India has a lot going on and its bureaucracy, while highly structured, isn’t the easiest thing to understand. Moreover, while most people distrust the system and believe it is rampant with corruption, there is wide disagreement about what exactly its problems and functions are- these have also changed overtime. Some of these disagreements are about the size, the expertise of the individuals, the politicization, civil servant autonomy, and how to motivate employees. I am excited for the discussion in class to see what sides people gravitated toward.

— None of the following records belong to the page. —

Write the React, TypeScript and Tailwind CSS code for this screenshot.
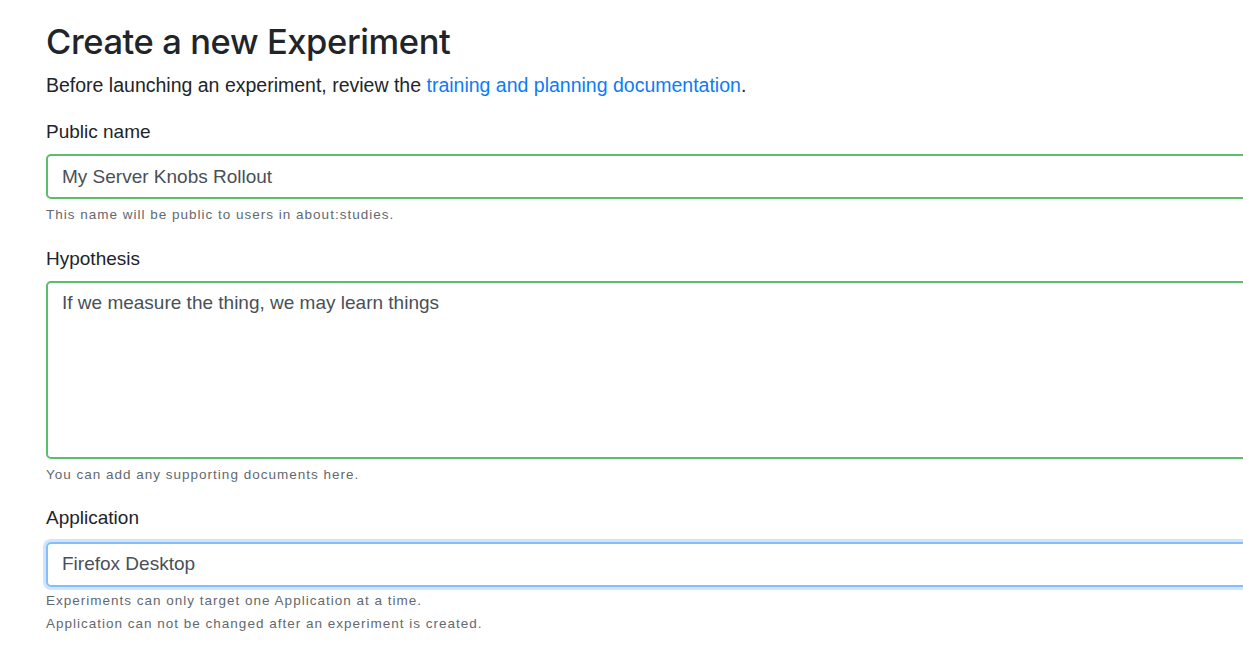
import React from "react";

const helper = "text-[13.5px] leading-[23px] tracking-[1px] text-[#62696f]";
const label = "block text-[19px] leading-[29px] text-[#212529]";

export default function App() {
  return (
    <div className="w-screen h-screen overflow-hidden bg-white font-['Liberation_Sans',Arial,sans-serif]">
      <div className="w-[1260px] pl-[46px] pt-[20px]">
        <h1 className="font-['Inter',sans-serif] text-[34.5px] leading-[43px] font-medium text-[#212529] tracking-[-0.4px]">
          Create a new Experiment
        </h1>
        <p className="mt-[8px] text-[19.5px] leading-[29px] text-[#212529]">
          Before launching an experiment, review the{" "}
          <a href="#" className="text-[#0b7cf7]">
            training and planning documentation
          </a>
          .
        </p>

        <form className="mt-[17px]">
          <div>
            <label className={label}>Public name</label>
            <input
              readOnly
              value="My Server Knobs Rollout"
              className="mt-[8px] block w-full h-[45px] px-[14px] rounded-[5px] border-2 border-[#5cbd6b] text-[19px] text-[#495057] outline-none"
            />
            <div className={`mt-[4px] ${helper}`}>This name will be public to users in about:studies.</div>
          </div>

          <div className="mt-[18px]">
            <label className={label}>Hypothesis</label>
            <textarea
              readOnly
              value="If we measure the thing, we may learn things"
              className="mt-[8px] block w-full h-[178px] px-[14px] py-[5px] rounded-[5px] border-2 border-[#5cbd6b] text-[19px] leading-[29px] text-[#495057] outline-none resize-none"
            />
            <div className={`mt-[4px] ${helper}`}>You can add any supporting documents here.</div>
          </div>

          <div className="mt-[17px]">
            <label className={label}>Application</label>
            <div className="mt-[10px] flex items-center w-full h-[45px] px-[14px] rounded-[5px] border-2 border-[#86bdfb] shadow-[0_0_0_3px_#cfe4fd] text-[19px] text-[#495057]">
              Firefox Desktop
            </div>
            <div className={`mt-[2px] ${helper}`}>
              <div>Experiments can only target one Application at a time.</div>
              <div>Application can not be changed after an experiment is created.</div>
            </div>
          </div>
        </form>
      </div>
    </div>
  );
}
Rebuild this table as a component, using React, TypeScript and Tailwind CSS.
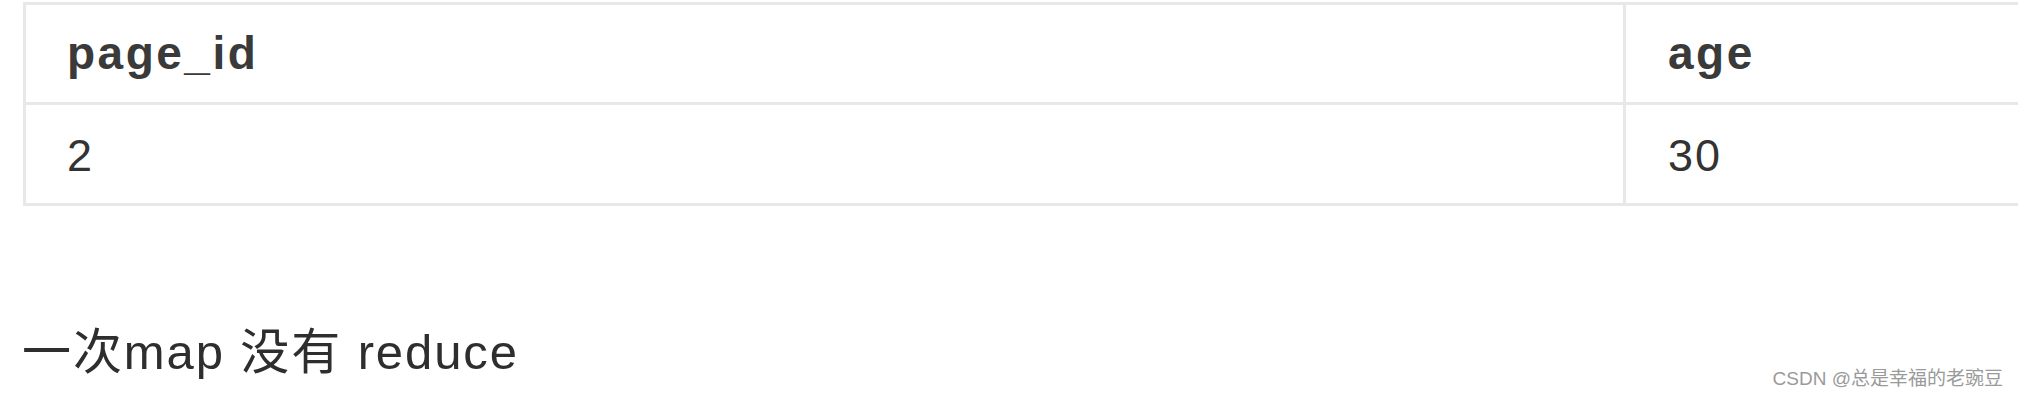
export default function App() {
  const latin = "font-['Liberation_Sans','Noto_Sans_CJK_SC',sans-serif]";

  return (
    <div className={`relative w-[2018px] h-[400px] overflow-hidden bg-white ${latin} text-[#333333]`}>
      <div className="pl-[23px] pt-[2px]">
        <div className="w-[2200px] border-l-[3px] border-t-[3px] border-b-[3px] border-[#e8e8e8]">
          <div className="grid grid-cols-[1600px_1fr] h-[100px] border-b-[3px] border-[#e8e8e8]">
            <div className="flex items-center pl-[41px] border-r-[3px] border-[#e8e8e8] text-[46px] font-bold tracking-[2.5px] text-[#3a3a3a]">
              page_id
            </div>
            <div className="flex items-center pl-[42px] text-[46px] font-bold tracking-[2.5px] text-[#3a3a3a]">
              age
            </div>
          </div>
          <div className="grid grid-cols-[1600px_1fr] h-[98px]">
            <div className="flex items-center pl-[41px] pt-[4px] border-r-[3px] border-[#e8e8e8] text-[45px] tracking-[2px]">
              2
            </div>
            <div className="flex items-center pl-[42px] pt-[4px] text-[45px] tracking-[2px]">
              30
            </div>
          </div>
        </div>
      </div>

      <p className="mt-[118px] pl-[22px] text-[49px] leading-[56px] tracking-[1.9px] text-[#2e2e2e]">
        一次map 没有 reduce
      </p>

      <span className="absolute right-[15px] bottom-[9px] text-[19px] leading-[24px] text-[#9a9a9a]">
        CSDN @总是幸福的老豌豆
      </span>
    </div>
  );
}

I really liked this article for a combination of two main reasons. The first of these reasons is that this chapter uses a visual aid in the form of a table labeling the qualities of four different types of bureaucracies that have occurred in the USA. the second reason is that it takes a historical look at governance in the US. This chapter does a good job of progressing through US history chronologically while continuing to reference the table labeling the types of bureaucracies. this really helped me keep track of what regimes in the US were classified as, as well as giving me good examples of the types of Bureaucracies through historical examples from which I already have a decent background understanding of.
I really enjoyed the US invents clientelism article as it gave a historical point of view and offered reasons of shifts and change through different presidencies and periods throughout US history. I think it is always advantageous, and in many cases crucial, in political science to have the historical background to understand modern trends. While I felt like I had a strong grasp on US history, looking at it only through the lens of clientelism was really helpful in understanding current bureaucracy and potential corruption in the US today.